Fall Frolic 2016 (Frolic Stew Recipe)
The Plainsmen Black Powder Club had there Fall Frolic and it was a great time. We had 4 lodges set up on the Hudson Bay Fur Trade Post. The weather on Friday was a bit dreary and the weatherman had predicted showers for Saturday.
Digger, my Dad, and I showed up Friday afternoon to put up our lodge. It wasn't raining before we got there but God soon decided I needed to get cleaned up. It rained for most of the time that we put up the lodge and Dad and I got well doused. I can assure you I smelled fall fresh after the shower. The night, though, cleared up and we shared a few libations with Pete, Zee and Hoot. Zee cooked chili, which was perfect for the evening.
The rain predicted the next day never showed up, at least not at the trade post. It misted a little, some might call it a sprinkle. I was told later in parts of Fargo it rained heavily that night.
We had a great shoot, but muzzle-loading wasn't the only activity. We had archery, hawk, and baking going on. Hoot spent the afternoon baking pies over the fire. They were delicious. We also had stew (the recipe, as it is, is below) and apple crisp. The apple crisp was put together by my daughters and baked in a cast iron dutch oven.
One of the things that I love about events like this is the act of stepping back in time. We can have a day without technology creeping into our lives.
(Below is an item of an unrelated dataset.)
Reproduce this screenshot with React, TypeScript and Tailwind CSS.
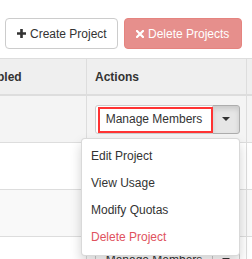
import React from 'react';

const PlusIcon = () => (
  <svg width="9" height="9" viewBox="0 0 9 9" className="shrink-0">
    <path d="M3.2 0h2.6v3.2H9v2.6H5.8V9H3.2V5.8H0V3.2h3.2z" fill="#333" />
  </svg>
);

const RemoveIcon = () => (
  <svg width="8" height="8" viewBox="0 0 8 8" className="shrink-0">
    <path d="M1 1l6 6M7 1L1 7" stroke="#fff" strokeWidth="2.2" strokeLinecap="square" />
  </svg>
);

const Caret = () => (
  <span className="w-0 h-0 border-x-[4px] border-t-[4px] border-x-transparent border-t-[#333]" />
);

interface RowProps {
  bg: string;
  open?: boolean;
}

const ActionGroup: React.FC<{ open?: boolean }> = ({ open }) => (
  <div className="relative flex h-[29px]">
    <button className="relative w-[118px] h-full bg-white border border-[#ccc] rounded-l-[3px] text-[12px] text-[#333]">
      Manage Members
      {open && <span className="absolute left-[2px] top-[1px] w-[115px] h-[26px] border-2 border-[#ff3333]" />}
    </button>
    <button
      className={
        open
          ? 'w-[28px] h-full -ml-px flex items-center justify-center bg-[#e6e6e6] border border-[#adadad] rounded-r-[3px] shadow-[inset_0_3px_5px_rgba(0,0,0,0.125)]'
          : 'w-[28px] h-full -ml-px flex items-center justify-center bg-white border border-[#ccc] rounded-r-[3px]'
      }
    >
      <Caret />
    </button>
    {open && (
      <div className="absolute right-0 top-full mt-[4px] w-[159px] py-[4px] bg-white border border-black/15 rounded-[4px] shadow-[0_6px_12px_rgba(0,0,0,0.175)] z-10">
        {['Edit Project', 'View Usage', 'Modify Quotas'].map(item => (
          <div key={item} className="h-[27px] flex items-center pl-[9px] text-[12px] text-[#333]">
            {item}
          </div>
        ))}
        <div className="h-[27px] flex items-center pl-[9px] text-[12px] text-[#e0525e]">Delete Project</div>
      </div>
    )}
  </div>
);

const Row: React.FC<RowProps> = ({ bg, open }) => (
  <div className={`flex h-[47px] border-b border-[#ddd] ${bg}`}>
    <div className="w-[120px] shrink-0 border-r border-[#ddd]" />
    <div className="w-[160px] shrink-0 border-r border-[#ddd] pl-[8px] flex items-center">
      <ActionGroup open={open} />
    </div>
  </div>
);

export default function App() {
  return (
    <div className="w-[252px] h-[259px] overflow-hidden bg-white font-['Liberation_Sans',Arial,sans-serif] text-[12px] text-[#333]">
      <div className="flex gap-[6px] pl-[5px] pt-[18px]">
        <button className="h-[31px] w-[113px] flex items-center gap-[4px] pl-[11px] bg-white border border-[#ccc] rounded-[4px] text-[12px] text-[#333]">
          <PlusIcon />
          Create Project
        </button>
        <button className="h-[31px] w-[118px] flex items-center gap-[4px] pl-[11px] bg-[#e68f8c] border border-[#e5847f] rounded-[4px] text-[12px] text-white">
          <RemoveIcon />
          Delete Projects
        </button>
      </div>

      <div className="mt-[9px] ml-[-33px] w-[310px] border-t border-[#ddd]">
        <div className="flex h-[37px] border-b-2 border-[#ddd] bg-[#efefef] font-bold">
          <div className="w-[120px] shrink-0 border-r border-[#ddd] pl-[8px] flex items-center">Enabled</div>
          <div className="w-[160px] shrink-0 border-r border-[#ddd] pl-[8px] flex items-center">Actions</div>
        </div>
        <Row bg="bg-[#f4f4f4]" open />
        <Row bg="bg-white" />
        <Row bg="bg-[#f9f9f9]" />
        <Row bg="bg-white" />
      </div>
    </div>
  );
}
My girls brought a friend with to share the day and not once did I hear, "Can I play on my tablet now?" or "I'm bored." We did have a minor explosion but that is to be expected when kids are running constantly. I live with technology in my daily life, and don't get me wrong, it has it's uses, but it is also nice to step away. Get out to a forest, take a snapshot of what our forefathers did, how they lived. It gives us an glimpse of what we are truly capable of.
Fall Frolic Stew
The way I cook is usually without a recipe, everything is customized to the cook. We started with a large stewpot, Zee supplied this and about a gallon of broth (cooked from the bones of a cow). I then added 3 pounds of Chuck Roast. The Chuck roast had been placed in a bag with 1/4 cup of Corn Starch, 1 tsp salt and 1 tsp pepper. Well coat the meat in the corn starch mixture. Then I was given a fresh Deer roast from my brother. He had gotten his Deer, with a bow, a couple days before. The roast weighed about 2 lbs. I also got about 3 or 4 lbs of Deer meat from another club member so we were up to about 8 or 9 lbs of meat. Then I added about 26 lbs of vegetables. We had potatoes, carrots, celery, peppers (all sweet, I like heat but I wanted everyone to enjoy the stew), onions. The potatoes and carrots came fresh from our garden, the peppers were donated from my Dad's neighbor. The amount of each vegetable is the cooks choice. I added a couple of bay leaves to the mixture. Then I also added two quarts of tomato sauce, this was from our garden too. It cooked from about 10:30 until 3:30. We cooked it with the cover on until it came to a boil then removed the cover for about 1 hour. This really depends on if you like the stew thicker or with more broth. I have my approximation of ingredients below. Make sure you taste as it is cooking to determine if you need to add any salt, pepper, or any other spice such as hot pepper flakes.
1 gallon broth (homemade is better)
8 lbs meat (wild game is better, coated with mixture of corn starch)
1/4 teaspoon salt
1/4 teaspoon pepper
1/4 cup corn starch
8 lbs potatoes
5 lbs carrots
2 lbs celery (I would have added more but that was all I had at home)
3 lbs onions (I used sweet yellow onions, but any will do)
2 quarts tomato sauce
3 or 4 bay leaves (mine were large so if they are small add more)
Salt, pepper to taste
Cook until meat is tender and potatoes easily fall apart, try not to stir too much or you may break apart the meat and potatoes.